Damit sind wir bei der zentralen Frage angelangt: Wie glaubwürdig sind die religiösen und spirituellen Konzepte vom Leben nach dem Tod?
Kehren wir zurück zum Kosmos. Dieser funktioniert ausschliesslich nach den Gesetzen der Natur. Das Grundprinzip: Alles entsteht, und alles vergeht, wie es der deutsche Philosoph Franz Josef Wetz in der Sendung Kulturplatz (SRF) sagte. So entstand auch unser Planet vor etwa 4 Milliarden Jahren, und er wird wohl in ein paar Milliarden Jahren in den Weiten des Alls untergehen.
Da kommen wir Winzlinge des Universums und glauben, Gott habe die Naturgesetze eigens für uns ausgehebelt, um uns ein Leben nach dem Tod zu ermöglichen. Zugegeben, das Bewusstsein von der Endlichkeit des Lebens und der Tod sind eine unerträgliche Zumutung.
Man müsste Gott, falls es ihn gäbe, fragen, was er sich dabei gedacht hat, als er seiner Krone der Schöpfung das Leiden auferlegte. Die einzige vernünftige Antwort lautet deshalb: Auch unser Körper unterliegt gnadenlos den Naturgesetzen. Und die besagen nun mal, dass der Körper unwiderruflich zerfällt.
Auch wenn die Esoterik und manche Religionen die Natur verklären, muss man nüchtern feststellen, dass diese oft grausam ist. Oder zumindest sein kann.
Viele werden einwenden, dass wir Menschen nicht nur aus einem Körper bestehen, sondern auch von einem Geist beseelt sind. Einverstanden, doch dieser ist keine eigenständige Instanz und schon gar kein Organ.
Dieser Geist, von Religiösen auch als Seele verstanden, ist an den Körper gebunden, oder besser ans Gehirn, das primär unser Bewusstsein prägt. Es ist deshalb nur logisch, dass der Geist den Geist aufgibt, wenn der Körper zerfällt.
Eine trostlose Perspektive? Ja. Aber vor dem Tod haben wir dank unseres komplexen Hirns und Bewusstseins die Chance, ein erfülltes Leben auf einem in vielen Belangen wunderbaren Planeten zu geniessen. Und Sinn macht allein schon das Sein an sich, das geprägt ist von Liebe.

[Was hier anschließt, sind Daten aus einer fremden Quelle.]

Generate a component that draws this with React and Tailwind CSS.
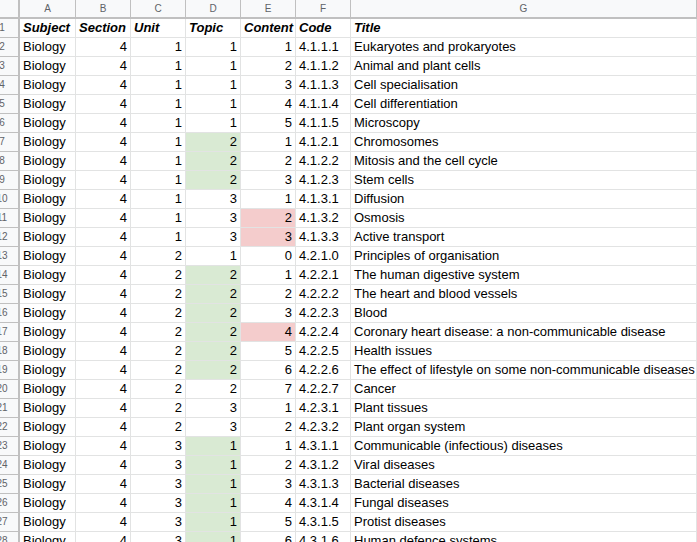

Gläubige werden einwenden, dass Religionen mit ihren Konzepten vom Leben nach dem Tod Trost und Halt vermitteln. Sicher. Nur ist dieser Glaube an das Wunder eines himmlischen Paradieses die Flucht in eine Scheinwelt.
Es ist auch eine Frage der Redlichkeit und Ehrlichkeit: Mich selbst in einer existentiellen Frage zu belügen, widerspricht meinem geistigen Entdeckerdrang. Ich möchte wissen, wie es wirklich ist und nicht Spielball meiner Ängste und Sehnsüchte werden. Auch wenn ich weiss, dass ich wenig weiss, will ich dieses Wenige mit offenem Visier ein wenig aufdröseln.
Im Theaterstück «Endspiel» schreibt Samuel Becket verzweifelt über Gott: «Der Lump! Er existiert nicht!» Was für den berühmten Schriftsteller bedeutete, dass es kein Leben nach dem Tod geben kann.
Wer in spirituellen und religiösen Fragen leichtgläubig ist und an ein Leben nach dem Tod glaubt, läuft Gefahr, auch im Alltag an unplausible Dinge zu glauben. Was dann wohl zum Aberglauben führt. Dieser wiederum kann das Leben arg behindern. Man denke nur an die abstrusen Ideen und Verschwörungsmythen der Coronaskeptiker und Impfgegner.
Sie setzen ihr Leben aufs Spiel, weil sie lieber ans Wunder der Unverletzlichkeit glauben als an die Naturgesetze. Viele scheinen auch zu vergessen, dass die Viren stärker sind als der Glaube an Gott oder das eigene Immunsystem. Und dass nach dem Tod die Würmer oder das Feuer ganze Arbeit leisten.